Aim: Print every line of the listing exactly, please.

Supplied entries:
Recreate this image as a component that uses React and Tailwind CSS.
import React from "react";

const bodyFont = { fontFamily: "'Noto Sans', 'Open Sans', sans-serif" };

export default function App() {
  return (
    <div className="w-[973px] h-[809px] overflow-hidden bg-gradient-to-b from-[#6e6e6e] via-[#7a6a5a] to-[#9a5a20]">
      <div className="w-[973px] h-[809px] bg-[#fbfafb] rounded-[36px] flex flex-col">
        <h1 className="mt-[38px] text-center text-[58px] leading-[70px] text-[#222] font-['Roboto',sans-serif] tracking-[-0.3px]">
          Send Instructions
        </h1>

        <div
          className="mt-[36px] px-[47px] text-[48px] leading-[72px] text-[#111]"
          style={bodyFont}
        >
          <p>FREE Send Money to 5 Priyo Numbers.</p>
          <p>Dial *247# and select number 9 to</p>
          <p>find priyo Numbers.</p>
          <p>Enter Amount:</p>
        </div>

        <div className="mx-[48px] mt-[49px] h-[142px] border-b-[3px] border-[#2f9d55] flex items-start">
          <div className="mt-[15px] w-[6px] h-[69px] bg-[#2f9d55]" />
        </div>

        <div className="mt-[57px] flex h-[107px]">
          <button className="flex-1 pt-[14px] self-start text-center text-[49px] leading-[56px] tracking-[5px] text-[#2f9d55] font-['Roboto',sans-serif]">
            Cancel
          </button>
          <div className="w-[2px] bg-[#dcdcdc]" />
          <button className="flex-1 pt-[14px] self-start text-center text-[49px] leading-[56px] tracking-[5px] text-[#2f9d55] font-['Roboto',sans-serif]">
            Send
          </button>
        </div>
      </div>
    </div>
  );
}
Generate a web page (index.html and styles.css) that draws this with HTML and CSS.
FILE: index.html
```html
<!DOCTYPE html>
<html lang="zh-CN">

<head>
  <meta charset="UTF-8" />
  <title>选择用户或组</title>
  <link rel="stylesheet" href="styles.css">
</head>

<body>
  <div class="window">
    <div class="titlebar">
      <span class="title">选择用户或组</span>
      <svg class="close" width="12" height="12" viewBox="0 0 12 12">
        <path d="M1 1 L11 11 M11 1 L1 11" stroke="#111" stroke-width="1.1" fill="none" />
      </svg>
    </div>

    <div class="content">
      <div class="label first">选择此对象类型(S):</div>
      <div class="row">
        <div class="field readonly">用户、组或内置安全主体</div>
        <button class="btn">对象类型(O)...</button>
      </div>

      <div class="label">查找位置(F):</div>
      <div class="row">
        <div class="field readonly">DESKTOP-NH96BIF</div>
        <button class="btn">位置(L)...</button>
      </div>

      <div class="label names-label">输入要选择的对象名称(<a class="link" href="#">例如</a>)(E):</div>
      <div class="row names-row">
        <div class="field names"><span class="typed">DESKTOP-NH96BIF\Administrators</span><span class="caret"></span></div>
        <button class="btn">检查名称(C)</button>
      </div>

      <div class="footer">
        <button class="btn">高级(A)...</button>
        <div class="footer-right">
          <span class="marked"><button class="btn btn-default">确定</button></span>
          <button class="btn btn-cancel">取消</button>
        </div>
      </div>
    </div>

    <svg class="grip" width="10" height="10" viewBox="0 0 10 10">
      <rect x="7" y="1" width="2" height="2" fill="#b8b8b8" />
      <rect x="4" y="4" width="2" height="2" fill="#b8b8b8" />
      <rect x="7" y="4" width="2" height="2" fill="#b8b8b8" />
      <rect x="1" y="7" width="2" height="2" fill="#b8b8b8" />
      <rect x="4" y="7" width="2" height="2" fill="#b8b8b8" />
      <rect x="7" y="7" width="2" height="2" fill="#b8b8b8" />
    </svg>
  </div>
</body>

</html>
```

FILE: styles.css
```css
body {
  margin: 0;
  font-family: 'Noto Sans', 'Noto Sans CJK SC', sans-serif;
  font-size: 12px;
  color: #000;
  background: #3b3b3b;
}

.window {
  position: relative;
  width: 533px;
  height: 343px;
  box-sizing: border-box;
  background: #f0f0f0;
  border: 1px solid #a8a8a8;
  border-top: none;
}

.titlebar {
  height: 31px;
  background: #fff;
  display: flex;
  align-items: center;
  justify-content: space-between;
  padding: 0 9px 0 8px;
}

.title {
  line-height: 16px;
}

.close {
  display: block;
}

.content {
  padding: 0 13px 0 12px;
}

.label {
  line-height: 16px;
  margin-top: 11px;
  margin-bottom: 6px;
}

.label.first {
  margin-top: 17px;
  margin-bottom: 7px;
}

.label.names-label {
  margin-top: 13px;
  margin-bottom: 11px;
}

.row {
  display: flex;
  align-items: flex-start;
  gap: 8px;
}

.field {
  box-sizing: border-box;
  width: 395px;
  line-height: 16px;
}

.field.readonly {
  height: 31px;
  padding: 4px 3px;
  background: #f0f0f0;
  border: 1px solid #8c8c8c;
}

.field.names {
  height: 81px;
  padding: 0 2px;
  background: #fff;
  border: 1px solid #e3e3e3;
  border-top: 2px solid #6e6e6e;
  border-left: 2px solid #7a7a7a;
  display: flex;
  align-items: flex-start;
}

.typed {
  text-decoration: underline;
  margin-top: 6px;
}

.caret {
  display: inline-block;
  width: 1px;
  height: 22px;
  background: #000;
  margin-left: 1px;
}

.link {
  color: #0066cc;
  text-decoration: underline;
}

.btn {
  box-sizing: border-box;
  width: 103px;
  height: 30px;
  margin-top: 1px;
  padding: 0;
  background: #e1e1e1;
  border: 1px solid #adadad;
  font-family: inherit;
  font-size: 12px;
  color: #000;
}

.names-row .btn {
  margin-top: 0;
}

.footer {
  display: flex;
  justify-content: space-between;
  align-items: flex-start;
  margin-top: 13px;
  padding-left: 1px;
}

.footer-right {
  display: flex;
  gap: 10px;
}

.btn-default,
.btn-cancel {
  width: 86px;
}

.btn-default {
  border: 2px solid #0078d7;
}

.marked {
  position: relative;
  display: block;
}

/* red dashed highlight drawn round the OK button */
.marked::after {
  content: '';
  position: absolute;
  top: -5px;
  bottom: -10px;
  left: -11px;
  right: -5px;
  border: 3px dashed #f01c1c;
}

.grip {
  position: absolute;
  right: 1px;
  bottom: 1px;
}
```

Solution for this exercise:
Recreate this image as a component that uses React and Tailwind CSS.
import React from "react";

const bodyFont = { fontFamily: "'Noto Sans', 'Open Sans', sans-serif" };

export default function App() {
  return (
    <div className="w-[973px] h-[809px] overflow-hidden bg-gradient-to-b from-[#6e6e6e] via-[#7a6a5a] to-[#9a5a20]">
      <div className="w-[973px] h-[809px] bg-[#fbfafb] rounded-[36px] flex flex-col">
        <h1 className="mt-[38px] text-center text-[58px] leading-[70px] text-[#222] font-['Roboto',sans-serif] tracking-[-0.3px]">
          Send Instructions
        </h1>

        <div
          className="mt-[36px] px-[47px] text-[48px] leading-[72px] text-[#111]"
          style={bodyFont}
        >
          <p>FREE Send Money to 5 Priyo Numbers.</p>
          <p>Dial *247# and select number 9 to</p>
          <p>find priyo Numbers.</p>
          <p>Enter Amount:</p>
        </div>

        <div className="mx-[48px] mt-[49px] h-[142px] border-b-[3px] border-[#2f9d55] flex items-start">
          <div className="mt-[15px] w-[6px] h-[69px] bg-[#2f9d55]" />
        </div>

        <div className="mt-[57px] flex h-[107px]">
          <button className="flex-1 pt-[14px] self-start text-center text-[49px] leading-[56px] tracking-[5px] text-[#2f9d55] font-['Roboto',sans-serif]">
            Cancel
          </button>
          <div className="w-[2px] bg-[#dcdcdc]" />
          <button className="flex-1 pt-[14px] self-start text-center text-[49px] leading-[56px] tracking-[5px] text-[#2f9d55] font-['Roboto',sans-serif]">
            Send
          </button>
        </div>
      </div>
    </div>
  );
}
Generate a web page (index.html and styles.css) that draws this with HTML and CSS.
FILE: index.html
```html
<!DOCTYPE html>
<html lang="zh-CN">

<head>
  <meta charset="UTF-8" />
  <title>选择用户或组</title>
  <link rel="stylesheet" href="styles.css">
</head>

<body>
  <div class="window">
    <div class="titlebar">
      <span class="title">选择用户或组</span>
      <svg class="close" width="12" height="12" viewBox="0 0 12 12">
        <path d="M1 1 L11 11 M11 1 L1 11" stroke="#111" stroke-width="1.1" fill="none" />
      </svg>
    </div>

    <div class="content">
      <div class="label first">选择此对象类型(S):</div>
      <div class="row">
        <div class="field readonly">用户、组或内置安全主体</div>
        <button class="btn">对象类型(O)...</button>
      </div>

      <div class="label">查找位置(F):</div>
      <div class="row">
        <div class="field readonly">DESKTOP-NH96BIF</div>
        <button class="btn">位置(L)...</button>
      </div>

      <div class="label names-label">输入要选择的对象名称(<a class="link" href="#">例如</a>)(E):</div>
      <div class="row names-row">
        <div class="field names"><span class="typed">DESKTOP-NH96BIF\Administrators</span><span class="caret"></span></div>
        <button class="btn">检查名称(C)</button>
      </div>

      <div class="footer">
        <button class="btn">高级(A)...</button>
        <div class="footer-right">
          <span class="marked"><button class="btn btn-default">确定</button></span>
          <button class="btn btn-cancel">取消</button>
        </div>
      </div>
    </div>

    <svg class="grip" width="10" height="10" viewBox="0 0 10 10">
      <rect x="7" y="1" width="2" height="2" fill="#b8b8b8" />
      <rect x="4" y="4" width="2" height="2" fill="#b8b8b8" />
      <rect x="7" y="4" width="2" height="2" fill="#b8b8b8" />
      <rect x="1" y="7" width="2" height="2" fill="#b8b8b8" />
      <rect x="4" y="7" width="2" height="2" fill="#b8b8b8" />
      <rect x="7" y="7" width="2" height="2" fill="#b8b8b8" />
    </svg>
  </div>
</body>

</html>
```

FILE: styles.css
```css
body {
  margin: 0;
  font-family: 'Noto Sans', 'Noto Sans CJK SC', sans-serif;
  font-size: 12px;
  color: #000;
  background: #3b3b3b;
}

.window {
  position: relative;
  width: 533px;
  height: 343px;
  box-sizing: border-box;
  background: #f0f0f0;
  border: 1px solid #a8a8a8;
  border-top: none;
}

.titlebar {
  height: 31px;
  background: #fff;
  display: flex;
  align-items: center;
  justify-content: space-between;
  padding: 0 9px 0 8px;
}

.title {
  line-height: 16px;
}

.close {
  display: block;
}

.content {
  padding: 0 13px 0 12px;
}

.label {
  line-height: 16px;
  margin-top: 11px;
  margin-bottom: 6px;
}

.label.first {
  margin-top: 17px;
  margin-bottom: 7px;
}

.label.names-label {
  margin-top: 13px;
  margin-bottom: 11px;
}

.row {
  display: flex;
  align-items: flex-start;
  gap: 8px;
}

.field {
  box-sizing: border-box;
  width: 395px;
  line-height: 16px;
}

.field.readonly {
  height: 31px;
  padding: 4px 3px;
  background: #f0f0f0;
  border: 1px solid #8c8c8c;
}

.field.names {
  height: 81px;
  padding: 0 2px;
  background: #fff;
  border: 1px solid #e3e3e3;
  border-top: 2px solid #6e6e6e;
  border-left: 2px solid #7a7a7a;
  display: flex;
  align-items: flex-start;
}

.typed {
  text-decoration: underline;
  margin-top: 6px;
}

.caret {
  display: inline-block;
  width: 1px;
  height: 22px;
  background: #000;
  margin-left: 1px;
}

.link {
  color: #0066cc;
  text-decoration: underline;
}

.btn {
  box-sizing: border-box;
  width: 103px;
  height: 30px;
  margin-top: 1px;
  padding: 0;
  background: #e1e1e1;
  border: 1px solid #adadad;
  font-family: inherit;
  font-size: 12px;
  color: #000;
}

.names-row .btn {
  margin-top: 0;
}

.footer {
  display: flex;
  justify-content: space-between;
  align-items: flex-start;
  margin-top: 13px;
  padding-left: 1px;
}

.footer-right {
  display: flex;
  gap: 10px;
}

.btn-default,
.btn-cancel {
  width: 86px;
}

.btn-default {
  border: 2px solid #0078d7;
}

.marked {
  position: relative;
  display: block;
}

/* red dashed highlight drawn round the OK button */
.marked::after {
  content: '';
  position: absolute;
  top: -5px;
  bottom: -10px;
  left: -11px;
  right: -5px;
  border: 3px dashed #f01c1c;
}

.grip {
  position: absolute;
  right: 1px;
  bottom: 1px;
}
```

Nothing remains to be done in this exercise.